As loggers get stiffed, Maine learns a lesson about propping up struggling industries
Last year, lawmakers approved a $13.4 million bailout for the state’s biomass industry. The money, collected from Maine’s taxpayers, flows to two companies that generate electricity by burning waste wood at plants in Maine. The aim of the deal was to keep Maine loggers working to provide wood to the biomass plants.
Instead of helping the loggers directly, however, the scheme, which Gov. Paul LePage backed and signed into law — despite his recent claims to the contrary — requires Maine people and businesses to buy electricity produced at the biomass plants at above-market rates. Under its contract, ReEnergy, which has plants in Fort Fairfield and Ashland, will receive a fixed price of $46.50 for each megawatt-hour of electricity it produces. When the market price for its electricity is below that rate, the state fund will pay the difference. If the market price is above that level, ReEnergy would reimburse the state for the difference. The average wholesale market price for Maine in 2016 was $34.71 per megawatt-hour, according to data from the regional grid operator, ISO-New England.

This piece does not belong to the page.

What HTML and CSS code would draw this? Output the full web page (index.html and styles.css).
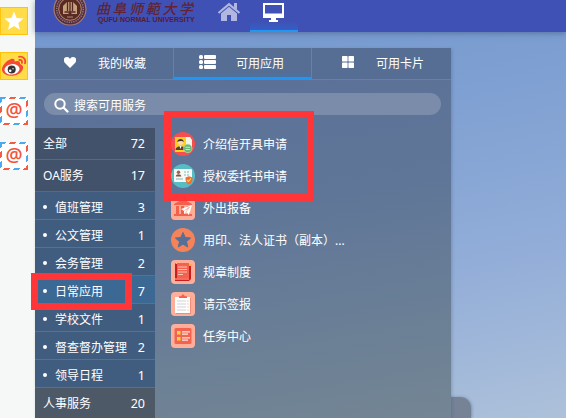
FILE: index.html
```html
<!DOCTYPE html>
<html lang="zh-CN">
<head>
<meta charset="utf-8">
<title>曲阜师范大学</title>
<link rel="stylesheet" href="styles.css">
</head>
<body>
<aside class="rail">
  <svg class="tile" viewBox="0 0 28 28"><rect x=".5" y=".5" width="27" height="27" fill="#ffdc48" stroke="#ffc20d"/><path d="M14 4.500l2.700 6.400 6.800.5-5.200 4.500 1.600 6.800-5.900-3.600-5.900 3.600 1.600-6.800-5.200-4.500 6.800-.5z" fill="#fff"/></svg>
  <svg class="tile" viewBox="0 0 28 28"><rect x=".5" y=".5" width="27" height="27" fill="#ffdc48" stroke="#ffc20d"/><path d="M11 7c2.500-1 4 .3 3.600 2.600 3-1.200 6-.8 5.400 2.400 3 1 4 3.300 2.500 6-2 4-7 6-12 5.700C5 23.500 1.500 20.500 2 16.800 2.600 12.800 7 8.300 11 7z" fill="#f44c32"/><ellipse cx="12" cy="17.300" rx="7.600" ry="5.200" fill="#fff" transform="rotate(-8 12 17.300)"/><circle cx="11.700" cy="17.500" r="4" fill="#333"/><circle cx="10.200" cy="18.800" r="1.300" fill="#fff"/><circle cx="13" cy="16.800" r=".7" fill="#fff"/><path d="M19 4.800c4.300-.7 7.200 2.500 6 6.500M19.300 8c2.200-.3 3.200 1 2.600 2.900" fill="none" stroke="#f44c32" stroke-width="1.800" stroke-linecap="round"/></svg>
  <div class="mail">@</div>
  <div class="mail">@</div>
</aside>
<div class="app">
  <header class="top">
    <svg class="seal" viewBox="0 0 34 34"><circle cx="17" cy="17" r="16" fill="#542b42" stroke="#a77b6a" stroke-width="1.200"/><circle cx="17" cy="17" r="13.300" fill="none" stroke="#95766b" stroke-width="1.500" stroke-dasharray="1.300 1"/><circle cx="17" cy="17" r="11.300" fill="#5a2922" stroke="#b18b70" stroke-width="1"/><path d="M10 22V14l4-4h6l4 4v8h-5l-2-2-2 2z" fill="#c7a17c"/><path d="M14.500 10v9M19.500 10v9M17 9v12M11.500 20h11" stroke="#552922" stroke-width="1.300"/><path d="M14 25h6" stroke="#b18b70"/></svg>
    <div class="brand"><div class="brand-cn">曲阜师範大学</div><div class="brand-en">QUFU NORMAL UNIVERSITY</div></div>
    <nav class="views">
      <a class="view"><svg class="home" viewBox="0 0 24 20"><path d="M1.500 11L12 2.200 22.500 11" fill="none" stroke="#b1b7e0" stroke-width="2.200"/><path d="M17 1h3v7l-3-2.500z" fill="#b1b7e0"/><path d="M4 11.500l8-6.700 8 6.700V19h-6v-6h-4v6H4z" fill="#b1b7e0"/></svg></a>
      <a class="view view-on"><svg class="screen" viewBox="0 0 21 19"><path fill="#fff" fill-rule="evenodd" d="M0 0h21v15h-8v2h2v2H6v-2h2v-2H0zM2 2v8.500h17V2z"/></svg></a>
    </nav>
  </header>
  <main class="stage">
    <div class="drawer"></div>
    <section class="panel">
      <div class="tabs">
        <div class="tab"><svg class="tab-icon heart" viewBox="0 0 12 11"><path d="M6 11L1 6C-1.300 3 0 .2 2.800.1 4.500 0 5.400.8 6 2 6.600.8 7.500 0 9.200.1 12 .2 13.300 3 11 6z" fill="#fff"/></svg><span>我的收藏</span></div>
        <div class="tab tab-on"><svg class="tab-icon bars" viewBox="0 0 17 14"><g fill="#fff"><rect width="4" height="4" rx="1.500"/><rect x="5" width="12" height="4" rx="1"/><rect y="5" width="4" height="4" rx="1.500"/><rect x="5" y="5" width="12" height="4" rx="1"/><rect y="10" width="4" height="4" rx="1.500"/><rect x="5" y="10" width="12" height="4" rx="1"/></g></svg><span>可用应用</span></div>
        <div class="tab"><svg class="tab-icon grid" viewBox="0 0 12 12"><g fill="#fff"><rect width="5.600" height="5.600" rx=".7"/><rect x="6.400" width="5.600" height="5.600" rx=".7"/><rect y="6.400" width="5.600" height="5.600" rx=".7"/><rect x="6.400" y="6.400" width="5.600" height="5.600" rx=".7"/></g></svg><span>可用卡片</span></div>
      </div>
      <div class="search"><svg class="glass" viewBox="0 0 15 15"><circle cx="6" cy="6" r="4.700" fill="none" stroke="#fff" stroke-width="2"/><path d="M9.500 9.500L13.500 13.500" stroke="#fff" stroke-width="2.300" stroke-linecap="round"/></svg><span>搜索可用服务</span></div>
      <div class="body">
        <ul class="cats">
          <li class="cat"><span>全部</span><b>72</b></li>
          <li class="cat"><span>OA服务</span><b>17</b></li>
          <li class="cat sub"><span>值班管理</span><b>3</b></li>
          <li class="cat sub"><span>公文管理</span><b>1</b></li>
          <li class="cat sub"><span>会务管理</span><b>2</b></li>
          <li class="cat sub cat-on"><span>日常应用</span><b>7</b></li>
          <li class="cat sub"><span>学校文件</span><b>1</b></li>
          <li class="cat sub"><span>督查督办管理</span><b>2</b></li>
          <li class="cat sub"><span>领导日程</span><b>1</b></li>
          <li class="cat last"><span>人事服务</span><b>20</b></li>
        </ul>
        <ul class="apps">
          <li class="item"><svg viewBox="0 0 24 24"><circle cx="12" cy="12" r="12" fill="#f44e50"/><path d="M15 5h4l2 3v9h-6z" fill="#f3f5e8"/><rect x="4" y="5" width="11" height="15" fill="#fbd119"/><circle cx="9.500" cy="10" r="3" fill="#ffd5ac"/><path d="M6.300 10c-.3-4 6.700-4 6.400 0-1-1.500-4.500-1.500-6.400 0z" fill="#4c2d27"/><path d="M4.500 18c0-5 10-5 10 0z" fill="#5c3c36"/><path d="M8.500 14h2l-1 3z" fill="#fff"/><circle cx="16.800" cy="16.500" r="4.200" fill="#65b878" stroke="#b2dba8" stroke-width=".8"/><path d="M14.500 15.300h4.600M14.500 17.500h4.600" stroke="#c6e8cb"/></svg><span>介绍信开具申请</span></li>
          <li class="item"><svg viewBox="0 0 24 24"><circle cx="12" cy="12" r="12" fill="#58bcc5"/><rect x="3" y="5" width="18" height="13" rx="1" fill="#f5faf7"/><circle cx="7.500" cy="8.300" r="1.700" fill="#a3623e"/><path d="M4.800 12.500c0-3 5.500-3 5.500 0z" fill="#89513a"/><path d="M13 8h2m1 0h2M13 11h2m1 0h2M5 15h7" stroke="#a8cdd1" stroke-width="1.300"/><path d="M18 12.300l3.500 1.300c.2 4-1 6-3.500 7-2.500-1-3.700-3-3.500-7z" fill="#f26e2f"/><path d="M16 16l1.500 1.500 2.500-3" fill="none" stroke="#fde052" stroke-width="1.100"/></svg><span>授权委托书申请</span></li>
          <li class="item"><svg viewBox="0 0 24 24"><rect width="24" height="24" rx="4" fill="#ffac96"/><path d="M3 8l9-5 9 5v1H3zM5 10h3v8H5zM10 10h3v8h-3zM16 10h3v8h-3zM3 18h18v2H3z" fill="#f3604c"/><path d="M10 13l11-4-3 10-3-3-2 2v-3z" fill="#fff"/><path d="M13.500 14.500l5-3.500-3.500 5" fill="none" stroke="#f69b87" stroke-width=".7"/></svg><span>外出报备</span></li>
          <li class="item"><svg viewBox="0 0 24 24"><circle cx="12" cy="12" r="12" fill="#f4835a"/><path d="M12 4.500l2.200 5 5.400.5-4.100 3.600 1.200 5.400-4.700-2.900L7.300 19l1.200-5.400L4.400 10l5.400-.5z" fill="#556f96" stroke="#556f96" stroke-linejoin="round"/></svg><span>用印、法人证书（副本）...</span></li>
          <li class="item"><svg viewBox="0 0 24 24"><rect width="24" height="24" rx="4" fill="#ffae99"/><path d="M5 4h15v15l-2 2H4V3z" fill="#ca1d1e"/><path d="M6 3h12v15H6z" fill="#f4614e"/><path d="M4 19h14" stroke="#ff8a71" stroke-width="1.500"/><path d="M7 7h9M7 9.500h9M7 12h9M7 14.500h5" stroke="#ffc3b1"/><path d="M18 4h3v2h-3z" fill="#ffb534"/></svg><span>规章制度</span></li>
          <li class="item"><svg viewBox="0 0 24 24"><rect width="24" height="24" rx="4" fill="#ffae99"/><rect x="5" y="6" width="15" height="16" fill="#f38d79"/><rect x="4" y="5" width="15" height="16" fill="#fff"/><path d="M8 6V4.300h2L12 2l2 2.300h2V6z" fill="#f3614a"/><path d="M6 9h9M6 12h9M6 15h9M6 18h9" stroke="#d1d0d3" stroke-width="1.200"/><path d="M16.500 9h1M16.500 12h1M16.500 15h1M16.500 18h1" stroke="#f99784" stroke-width="1.200"/></svg><span>请示签报</span></li>
          <li class="item"><svg viewBox="0 0 24 24"><rect width="24" height="24" rx="4" fill="#ffae99"/><rect x="3.500" y="4" width="17" height="16" rx="1.500" fill="#f36350"/><path d="M6 7h3.500v3.500H6zM6 13h3.500v3.500H6z" fill="#ffd738"/><path d="M11 7.800h8M11 10.200h6M11 13.800h8M11 16.200h6" stroke="#ffe5dc" stroke-width="1.200"/></svg><span>任务中心</span></li>
        </ul>
      </div>
    </section>
  </main>
</div>
<div class="mark mark-apps"></div>
<div class="mark mark-cat"></div>
</body>
</html>
```
FILE: styles.css
```css
* { box-sizing: border-box; }
body {
  margin: 0;
  width: 566px;
  height: 418px;
  display: flex;
  position: relative;
  overflow: hidden;
  font: 12px/16px "Noto Sans", "Noto Sans CJK SC", sans-serif;
  color: #fff;
}
ul { list-style: none; margin: 0; padding: 0; }
.rail {
  width: 35px;
  padding-top: 7px;
  background: #f5f8f6;
  display: flex;
  flex-direction: column;
  gap: 17px;
}
.tile { width: 28px; height: 28px; flex: none; }
.mail {
  width: 28px;
  height: 28px;
  flex: none;
  border: 2px solid transparent;
  background:
    linear-gradient(#fff, #fff) padding-box,
    repeating-linear-gradient(-45deg, #f35b42 0 4px, #fff 4px 7px, #4ba9ef 7px 11px, #fff 11px 14px) border-box;
  color: #f2553d;
  font: 600 19px/22px "Open Sans", sans-serif;
  display: flex;
  justify-content: center;
}
.app { flex: 1; display: flex; flex-direction: column; min-width: 0; }
.top {
  height: 32px;
  flex: none;
  display: flex;
  background: #3f51b5;
  box-shadow: 0 1px 6px rgba(45, 65, 110, .5);
  z-index: 1;
}
.seal { width: 34px; height: 34px; margin: -8px 0 0 18px; flex: none; }
.brand { width: 98px; margin-left: 11px; color: #632332; white-space: nowrap; }
.brand-cn {
  height: 16px;
  margin-left: -2px;
  font: italic 500 14px/16px "Noto Sans CJK SC", sans-serif;
  letter-spacing: 2.6px;
}
.brand-en {
  font: bold 7px/8px "Liberation Sans", sans-serif;
  letter-spacing: .02px;
  color: #571c2c;
}
.views { display: flex; margin-left: 6px; }
.view { width: 48px; display: flex; justify-content: center; }
.view-on {
  border-bottom: 2px solid #2196f3;
  background: linear-gradient(transparent 72%, rgba(33, 120, 225, .35));
}
.home { width: 24px; height: 20px; margin: 2px 0 0 5px; flex: none; }
.screen { width: 21px; height: 19px; margin: 3px 1px 0 0; }
.stage {
  flex: 1;
  position: relative;
  padding-top: 16px;
  background: linear-gradient(168deg, #7598ce, #7c9ed1 25%, #92add8 65%, #adc1da);
}
.drawer {
  position: absolute;
  left: 380px;
  bottom: 0;
  width: 56px;
  height: 21px;
  border-radius: 0 11px 0 0;
  background: #768396;
  box-shadow: 1px 0 3px rgba(60, 80, 110, .4);
}
.panel {
  position: relative;
  width: 416px;
  height: 370px;
  background: linear-gradient(170deg, #5a6e97, #5f7698 45%, #748694);
  box-shadow: 1px 1px 3px rgba(60, 80, 110, .3);
}
.tabs {
  height: 32px;
  display: grid;
  grid-template-columns: 138px 139px 139px;
  background: #566e93;
  border-bottom: 1px solid #6b7fa2;
}
.tab { display: flex; align-items: center; }
.tab-on {
  border: solid #6b7fa2;
  border-width: 0 1px;
  background:
    linear-gradient(#2196f3, #2196f3) bottom / 100% 2px no-repeat border-box,
    linear-gradient(transparent 75%, rgba(38, 125, 200, .35));
}
.tab-icon { flex: none; margin-bottom: 3px; }
.heart { width: 12px; height: 11px; margin-left: 29px; margin-right: 22px; }
.bars { width: 17px; height: 14px; margin-left: 25px; margin-right: 20px; }
.grid { width: 12px; height: 12px; margin-left: 30px; margin-right: 22px; }
.search {
  width: 397px;
  height: 22px;
  margin: 13px 0 13px 9px;
  padding-left: 10px;
  border-radius: 11px;
  background: #7a8ca9;
  display: flex;
  align-items: center;
  gap: 5px;
}
.glass { width: 15px; height: 15px; margin-top: 3px; }
.search span { margin-top: 4px; }
.body { display: flex; }
.cats { width: 120px; }
.cat {
  height: 32px;
  padding: 1px 10px 0 8px;
  display: flex;
  align-items: center;
  justify-content: space-between;
  background: #43526b;
  border-bottom: 1px solid #566984;
}
.cat b { font-weight: 400; font-size: 12.500px; }
.sub { height: 28px; background: #405d80; border-color: #59718f; padding-top: 5px; }
.sub span::before {
  content: "";
  display: inline-block;
  width: 4px;
  height: 4px;
  margin-right: 8px;
  border-radius: 50%;
  background: #fff;
  vertical-align: 3px;
}
.cat-on { background: #3c6894; }
.last { height: 30px; background: #4e5967; border: 0; padding-top: 2px; }
.apps { padding-left: 16px; }
.item { height: 32px; display: flex; align-items: center; gap: 8px; white-space: nowrap; }
.item span { padding-top: 1px; }
.item svg { width: 24px; height: 24px; flex: none; }
.mark { position: absolute; z-index: 2; border: 7px solid #ff3537; }
.mark-apps { left: 164px; top: 111px; width: 150px; height: 90px; }
.mark-cat { left: 31px; top: 273px; width: 101px; height: 37px; }
```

Stored Solar’s contract gives it a fixed subsidy of $13.40, on top of the market price, for every megawatt-hour it generates. Its plants are in Jonesboro and West Enfield.
In exchange for the money, the two companies pledged to keep 87 people, including loggers, employed for two years. They must also buy 1.1 million tons of Maine wood waste each year. The state requires the companies to set up a security deposit to ensure the job and wood purchase pledges are upheld. The deposit is held until the state completes a review, at the end of each year, to ensure the requirements are met. Central Maine Power Co. is holding a nearly $1.2 million deposit from Stored Solar, and the company is expected to deposit another $800,000 next week.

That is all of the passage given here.